The defendant’s robbery conviction was based solely upon the uncorroborated eyewitness testimony of the complainant, who identified the defendant on the street a year and three months after the crime occurred. The complainant specifically testified at trial that he recognized the defendant as an individual whom he had often seen on a particular street corner as he returned home from work. The defendant, who had held the same job for nearly a decade, testified that he would have been at work at the time the complainant claimed to regularly have seen him on the street corner. Moreover, the defendant and two alibi witnesses testified that on the night of the crime, he was at a party located a substantial distance from the scene of the robbery.
Initially, we note that although the People’s evidence was not overwhelming, the complainant’s testimony, if believed, fully established the defendant’s guilt. We must therefore *604reject the defendant’s claim that the evidence adduced at trial was insufficient as a matter of law (see, Jackson v Virginia, 443 US 307, 319; People v Contes, 60 NY2d 620).
Nevertheless, a reversal of the defendant’s conviction is warranted based upon the court’s instructions to the jury at the end of the case.
First, over the defendant’s objection to the People’s request, the trial court gave a missing witness charge as to the defendant’s wife, who was allegedly with the defendant on the night of the crime and who was available to testify, but was not called as a witness.

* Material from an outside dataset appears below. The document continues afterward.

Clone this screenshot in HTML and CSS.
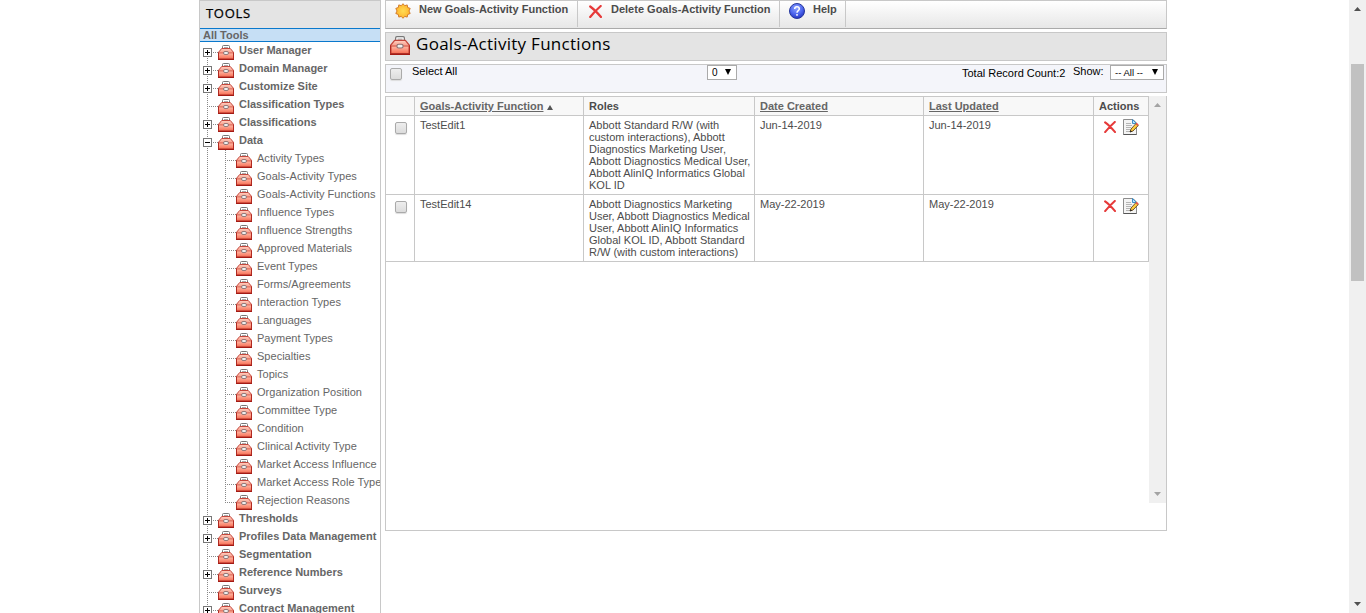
FILE: index.html
```html
<!DOCTYPE html>
<html lang="en">
<head>
<meta charset="utf-8">
<title>Goals-Activity Functions</title>
<link rel="stylesheet" href="styles.css">
</head>
<body>
<svg class="defs" aria-hidden="true">
  <defs>
    <linearGradient id="red" x1="0" y1="0" x2="0" y2="1"><stop offset="0" stop-color="#ffd0c2"/><stop offset=".4" stop-color="#f99e8b"/><stop offset=".5" stop-color="#ffb09c"/><stop offset="1" stop-color="#f76c52"/></linearGradient>
    <radialGradient id="blue" cx=".45" cy=".3" r=".7"><stop offset="0" stop-color="#8ea4ff"/><stop offset=".6" stop-color="#4d66ee"/><stop offset="1" stop-color="#2434c0"/></radialGradient>
    <radialGradient id="sun"><stop offset="0" stop-color="#ffdc55"/><stop offset="1" stop-color="#ffb52c"/></radialGradient>
    <symbol id="box" viewBox="0 0 16 15">
      <path d="M4.500 4V1.500Q4.500.5 5.500.5h5q1 0 1 1V4" fill="#fff" stroke="#777"/>
      <path d="M6 2.500h4" stroke="#aaa"/>
      <path d="M.5 14V7.300L3.700 3.500h8.600l3.200 3.800V14z" fill="url(#red)" stroke="#c4473c"/>
      <path d="M1 7.900h14" stroke="#d0584a" stroke-width=".8"/>
      <path d="M0 14.400h16" stroke="#a31a14" stroke-width="1.200"/>
      <path d="M.5 7.500V14M15.500 7.500V14" stroke="#b02a22"/>
      <rect x="5.500" y="6.500" width="5" height="3" rx="1.500" fill="#eee" stroke="#8a7070" stroke-width=".9"/>
    </symbol>
    <symbol id="cross" viewBox="0 0 13 13"><path d="M1.200 1.500Q6 5 12 12M11.700 1Q6 6 1.200 12" fill="none" stroke="#e63a3a" stroke-width="2.200" stroke-linecap="round"/></symbol>
    <symbol id="edit" viewBox="0 0 16 16">
      <path d="M.5.500h9.500l3.500 3.500v11.500H.5z" fill="#f4f4f4" stroke="#8c8c8c"/>
      <path d="M.5 15.500h13" stroke="#555"/>
      <path d="M9.500.500v4h4z" fill="#b9e2fb" stroke="#3f8fc8"/>
      <path d="M3 4.500h5M3 6.500h6M3 8.500h5M3 10.500h4M3 12.500h4" stroke="#b5b5b5"/>
      <path d="M7 13l1-3 5-5.500 2.300 2L10 12z" fill="#ffcb3d" stroke="#5e4520" stroke-width=".9"/>
      <path d="M12.500 5l1.200-1.200 2 1.800-1.200 1.300z" fill="#e8544a"/>
      <path d="M7 13.300l.6-2 1.600 1.300z" fill="#222"/>
    </symbol>
  </defs>
</svg>
<div class="page">
  <aside class="sidebar">
    <h2 class="side-title">TOOLS</h2>
    <div class="all">All Tools</div>
    <ul class="tree">
      <li class="node plus"><svg class="ico"><use href="#box"/></svg>User Manager</li>
      <li class="node plus"><svg class="ico"><use href="#box"/></svg>Domain Manager</li>
      <li class="node plus"><svg class="ico"><use href="#box"/></svg>Customize Site</li>
      <li class="node"><svg class="ico"><use href="#box"/></svg>Classification Types</li>
      <li class="node plus"><svg class="ico"><use href="#box"/></svg>Classifications</li>
      <li class="node minus"><svg class="ico"><use href="#box"/></svg>Data</li>
      <li>
        <ul class="sub">
          <li class="node"><svg class="ico"><use href="#box"/></svg>Activity Types</li>
          <li class="node"><svg class="ico"><use href="#box"/></svg>Goals-Activity Types</li>
          <li class="node"><svg class="ico"><use href="#box"/></svg>Goals-Activity Functions</li>
          <li class="node"><svg class="ico"><use href="#box"/></svg>Influence Types</li>
          <li class="node"><svg class="ico"><use href="#box"/></svg>Influence Strengths</li>
          <li class="node"><svg class="ico"><use href="#box"/></svg>Approved Materials</li>
          <li class="node"><svg class="ico"><use href="#box"/></svg>Event Types</li>
          <li class="node"><svg class="ico"><use href="#box"/></svg>Forms/Agreements</li>
          <li class="node"><svg class="ico"><use href="#box"/></svg>Interaction Types</li>
          <li class="node"><svg class="ico"><use href="#box"/></svg>Languages</li>
          <li class="node"><svg class="ico"><use href="#box"/></svg>Payment Types</li>
          <li class="node"><svg class="ico"><use href="#box"/></svg>Specialties</li>
          <li class="node"><svg class="ico"><use href="#box"/></svg>Topics</li>
          <li class="node"><svg class="ico"><use href="#box"/></svg>Organization Position</li>
          <li class="node"><svg class="ico"><use href="#box"/></svg>Committee Type</li>
          <li class="node"><svg class="ico"><use href="#box"/></svg>Condition</li>
          <li class="node"><svg class="ico"><use href="#box"/></svg>Clinical Activity Type</li>
          <li class="node"><svg class="ico"><use href="#box"/></svg>Market Access Influence</li>
          <li class="node"><svg class="ico"><use href="#box"/></svg>Market Access Role Type</li>
          <li class="node"><svg class="ico"><use href="#box"/></svg>Rejection Reasons</li>
        </ul>
      </li>
      <li class="node plus"><svg class="ico"><use href="#box"/></svg>Thresholds</li>
      <li class="node plus"><svg class="ico"><use href="#box"/></svg>Profiles Data Management</li>
      <li class="node"><svg class="ico"><use href="#box"/></svg>Segmentation</li>
      <li class="node plus"><svg class="ico"><use href="#box"/></svg>Reference Numbers</li>
      <li class="node"><svg class="ico"><use href="#box"/></svg>Surveys</li>
      <li class="node plus"><svg class="ico"><use href="#box"/></svg>Contract Management</li>
    </ul>
  </aside>
  <main class="main">
    <div class="toolbar">
      <div class="tool tool-new"><svg class="t-sun" viewBox="0 0 16 16"><path d="M8 .7l1.700 2 2.500-.8.500 2.600 2.500.9L14 8l1.200 2.500-2.500 1-.5 2.600-2.500-.7L8 15.300l-1.700-1.900-2.500.7-.5-2.600-2.500-1L2 8 .8 5.400l2.500-.9.500-2.600 2.500.8z" fill="url(#sun)" stroke="#cf7420" stroke-width=".9"/></svg>New Goals-Activity Function</div>
      <div class="tool tool-del"><svg class="t-cross"><use href="#cross"/></svg>Delete Goals-Activity Function</div>
      <div class="tool tool-help"><svg class="t-help" viewBox="0 0 16 16"><circle cx="8" cy="8" r="7.500" fill="url(#blue)" stroke="#27389c"/><path d="M5.700 6Q5.700 3.800 8 3.800T10.300 6C10.300 7.500 8 7.700 8 9.700M8 11v1.700" fill="none" stroke="#fff" stroke-width="1.500"/></svg>Help</div>
    </div>
    <div class="heading"><svg class="h-box" viewBox="0 0 16 15" preserveAspectRatio="none"><use href="#box" width="16" height="15"/></svg><h1>Goals-Activity Functions</h1></div>
    <div class="filter">
      <span class="check"></span><span class="sel-all">Select All</span>
      <span class="select pager">0<i class="tri"></i></span>
      <span class="count">Total Record Count:2</span><span class="show">Show:</span>
      <span class="select all-sel">-- All --<i class="tri"></i></span>
    </div>
    <div class="panel">
      <div class="grid">
        <div class="cell head"></div>
        <div class="cell head"><span class="link">Goals-Activity Function</span><i class="sort"></i></div>
        <div class="cell head">Roles</div>
        <div class="cell head"><span class="link">Date Created</span></div>
        <div class="cell head"><span class="link">Last Updated</span></div>
        <div class="cell head">Actions</div>

        <div class="cell pick"><span class="check"></span></div>
        <div class="cell">TestEdit1</div>
        <div class="cell">Abbott Standard R/W (with<br>custom interactions), Abbott<br>Diagnostics Marketing User,<br>Abbott Diagnostics Medical User,<br>Abbott AlinIQ Informatics Global<br>KOL ID</div>
        <div class="cell">Jun-14-2019</div>
        <div class="cell">Jun-14-2019</div>
        <div class="cell acts"><svg class="a-cross"><use href="#cross"/></svg><svg class="a-edit"><use href="#edit"/></svg></div>

        <div class="cell pick"><span class="check"></span></div>
        <div class="cell">TestEdit14</div>
        <div class="cell">Abbott Diagnostics Marketing<br>User, Abbott Diagnostics Medical<br>User, Abbott AlinIQ Informatics<br>Global KOL ID, Abbott Standard<br>R/W (with custom interactions)</div>
        <div class="cell">May-22-2019</div>
        <div class="cell">May-22-2019</div>
        <div class="cell acts"><svg class="a-cross"><use href="#cross"/></svg><svg class="a-edit"><use href="#edit"/></svg></div>
      </div>
      <div class="scroll"><i class="arrow up"></i><i class="arrow down"></i></div>
    </div>
  </main>
  <div class="page-scroll"><i class="arrow up"></i><div class="thumb"></div><i class="arrow down"></i></div>
</div>
</body>
</html>
```
FILE: styles.css
```css
*, *::before { box-sizing: border-box; }
body { margin: 0; background: #fff; font: 11px/12px "Liberation Sans", Arial, sans-serif; color: #4c4c4c; overflow: hidden; }
.defs { position: absolute; width: 0; height: 0; }
.page { display: flex; width: 1366px; height: 613px; padding-left: 199px; overflow: hidden; }
svg { display: block; flex: none; }

/* sidebar */
.sidebar { width: 182px; height: 613px; border: 1px solid #c8c8c8; border-width: 0 1px; overflow: hidden; flex: none; }
.side-title { margin: 0; height: 28px; padding: 3px 0 0 6px; background: #e4e4e4; border-top: 1px solid #c8c8c8; color: #000; font: 13px/18px "Open Sans", sans-serif; letter-spacing: .7px; -webkit-text-stroke: .25px #000; }
.all { height: 14px; padding-left: 3px; background: #c6dff5; border: 1px solid #0a78cc; border-width: 1px 0; font-weight: bold; line-height: 13px; color: #666; }
.tree, .sub { list-style: none; margin: 0; padding: 0; }
.tree { font-weight: bold; color: #666; letter-spacing: -.01px; background: repeating-linear-gradient(#888 0 1px, transparent 1px 2px) 7px 10px / 1px 100% no-repeat; }
.sub { font-weight: normal; letter-spacing: .02px; padding-left: 18px; background: repeating-linear-gradient(#888 0 1px, transparent 1px 2px) 25px -8px / 1px 100% no-repeat; }
.node { display: flex; height: 18px; line-height: 17px; white-space: nowrap; align-items: flex-start; background: repeating-linear-gradient(90deg, #888 0 1px, transparent 1px 2px) 7px 10px / 11px 1px no-repeat; }
.node::before { content: ""; width: 9px; height: 9px; margin: 6px 6px 0 3px; flex: none; }
.plus::before, .minus::before { border: 1px solid #777; background: linear-gradient(#000, #000) 1px 3px / 5px 1px no-repeat, linear-gradient(#000, #000) 3px 1px / 1px 5px no-repeat, #fff; }
.minus::before { background: linear-gradient(#000, #000) 1px 3px / 5px 1px no-repeat, #fff; }
.ico { width: 16px; height: 15px; margin: 3px 5px 0 0; }

/* main column */
.main { width: 782px; margin-left: 4px; flex: none; }
.toolbar { display: flex; height: 29px; border: 1px solid #c8c8c8; border-bottom-color: #aaa; background: linear-gradient(#fff, #f4f4f4 45%, #e7e7e7); }
.tool { display: flex; height: 26px; border-right: 1px solid #c8c8c8; font-weight: bold; line-height: 17px; white-space: nowrap; }
.tool-new { width: 192px; padding-left: 9px; }
.tool-del { width: 202px; padding-left: 11px; }
.tool-help { width: 66px; padding-left: 9px; }
.t-sun { width: 16px; height: 16px; margin: 2px 8px 0 0; }
.t-cross { width: 13px; height: 13px; margin: 4px 9px 0 0; }
.t-help { width: 16px; height: 16px; margin: 2px 8px 0 0; }
.heading { display: flex; height: 29px; margin-top: 3px; border: 1px solid #c8c8c8; background: #e4e4e4; }
.h-box { width: 20px; height: 19px; margin: 3px 6px 0 4px; }
h1 { margin: 0; color: #000; font: 17px/22px "Open Sans", sans-serif; letter-spacing: .28px; white-space: nowrap; }
.filter { display: flex; align-items: flex-start; height: 29px; margin-top: 3px; border: 1px solid #c8c8c8; background: #f4f5fa; color: #000; white-space: nowrap; }
.check { width: 12px; height: 12px; border: 1px solid #aaa; border-radius: 2px; background: linear-gradient(#eee, #dcdcdc); box-shadow: 0 1px 1px #ddd; flex: none; }
.filter .check { margin: 3px 10px 0 4px; }
.sel-all { width: 295px; }
.select { display: flex; align-items: center; justify-content: space-between; height: 15px; padding: 0 5px 0 4px; border: 1px solid #aaa; background: #fff; font-size: 10px; }
.tri { margin-top: -1px; border: 3.500px solid transparent; border-top: 6px solid #000; border-bottom: 0; }
.pager { width: 30px; }
.count { margin: 2px 8px 0 225px; width: 103px; }
.show { width: 37px; }
.all-sel { width: 54px; font-size: 9.500px; }

/* records */
.panel { display: flex; justify-content: space-between; height: 435px; margin-top: 3px; border: 1px solid #c8c8c8; }
.grid { display: grid; grid-template-columns: 29px 169px 171px 169px 170px 55px; grid-template-rows: 19px 79px 67px; align-content: start; }
.cell { padding: 3px 0 0 5px; border: 1px solid #c8c8c8; border-width: 0 1px 1px 0; white-space: nowrap; }
.head { background: #f8f8f8; font-weight: bold; }
.link { color: #666; text-decoration: underline; }
.sort { display: inline-block; margin-left: 4px; border: 3px solid transparent; border-bottom: 5px solid #555; border-top: 0; }
.pick { padding: 6px 0 0 9px; }
.pick .check { display: block; }
.acts { display: flex; gap: 7px; padding: 3px 0 0 10px; }
.a-cross { width: 12px; height: 12px; margin-top: 2px; }
.a-edit { width: 16px; height: 16px; }

/* scroll bars */
.scroll { display: flex; flex-direction: column; justify-content: space-between; align-items: center; width: 17px; height: 407px; margin-top: -1px; padding: 7px 0 7px; background: #f0f0f0; }
.arrow { width: 7px; height: 4px; background: #a3a3a3; }
.up { clip-path: polygon(50% 0, 100% 100%, 0 100%); }
.down { clip-path: polygon(0 0, 100% 0, 50% 100%); }
.page-scroll { display: flex; flex-direction: column; align-items: center; width: 17px; height: 613px; margin-left: auto; padding: 7px 0; background: #f0f0f0; }
.page-scroll .arrow { background: #505050; }
.thumb { width: 13px; height: 217px; margin: 53px 0 auto; background: #c1c1c1; }
```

However, it is well established that a missing witness charge should not be given if the prospective testimony would be merely cumulative (see, People v Wilson, 64 NY2d 634, 635-636; People v Rodriguez, 38 NY2d 95, 98). Here, the testimony of the defendant and his two alibi witnesses was consistent with respect to the defendant’s whereabouts at the time the crime was allegedly committed. Thus, it cannot be said that the testimony of the defendant’s wife would have added anything material to his alibi defense. Accordingly, it was reversible error for the court to have given a missing witness charge with respect to the defendant’s wife.
In addition, the court’s supplemental charge to the deadlocked jury was improper. The instruction with respect to the jurors’ duty to reconcile their differing views was apparently direct only at the jurors who were in favor of acquittal (see, People v Diaz, 66 NY2d 744; People v Robinson, 84 AD2d 732). Further, the court repeatedly urged the jurors to attempt to reach a verdict, but only fleetingly alluded to the jurors’ duty not to abandon their consciously held beliefs (see, People v Perfetto, 96 AD2d 517; People v Ali, 65 AD2d 513, affd 47 NY2d 920). A charge "which prod[s] jurors through prejudicial innuendos or coerce[s] them with untoward pressure to reach an agreement” may very well tilt the scales against a defendant at this crucial point in the jurors’ deliberations (People v Pagan, 45 NY2d 725, 726-727). Although no objection was taken to the supplemental charge, the doubts raised by the identification testimony in this case require a reversal of the conviction on this ground in the interest of justice (cf. People v Karamanites, 104 AD2d 899, 901-902). Brown, J. P., Lawrence and Kooper, JJ., concur.